Pour la méthadone et ce genre de substituts, il faut venir les prendre à l'infirmerie, pour éviter au maximum les trafics." Depuis cinq ans qu'elle travaille dans le milieu carcéral, Muriel Gaillard, infirmière somatique, a constaté une recrudescence des addictions à l'alcool, "le délit routier étant de plus en plus puni par la prison ferme".

La parole "libre"
Brigitte Fabregat, responsable d'enseignement, est contrainte de "travailler en terme de priorités". "Parce qu'on ne peut malheureusement pas accueillir tout le monde, il y a en moyenne cinq demandes de formation pour une seule place.
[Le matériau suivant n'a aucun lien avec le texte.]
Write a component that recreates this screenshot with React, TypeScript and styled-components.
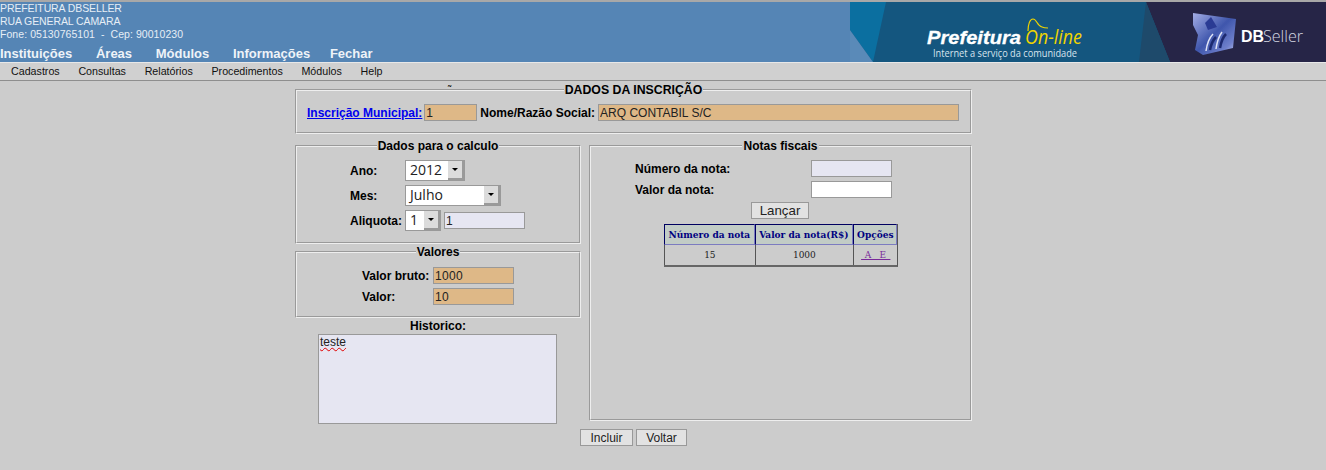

L'une de nos premières missions, c'est la détection de l'illettrisme.

On ne peut pas laisser sur le carreau un jeune de 18 ans qui ne sait pas lire. Je n'ai jamais eu aucun incident en cours. Ici, la parole est très libre. Certains, pour venir, mettent de l'after-shave, sans doute aussi parce qu'il y a des femmes enseignantes, et surtout parce qu'ils retrouvent une certaine dignité à devoir ainsi se déplacer pour une activité. On produit un journal, diffusé en interne en prison. Il a un certain succès."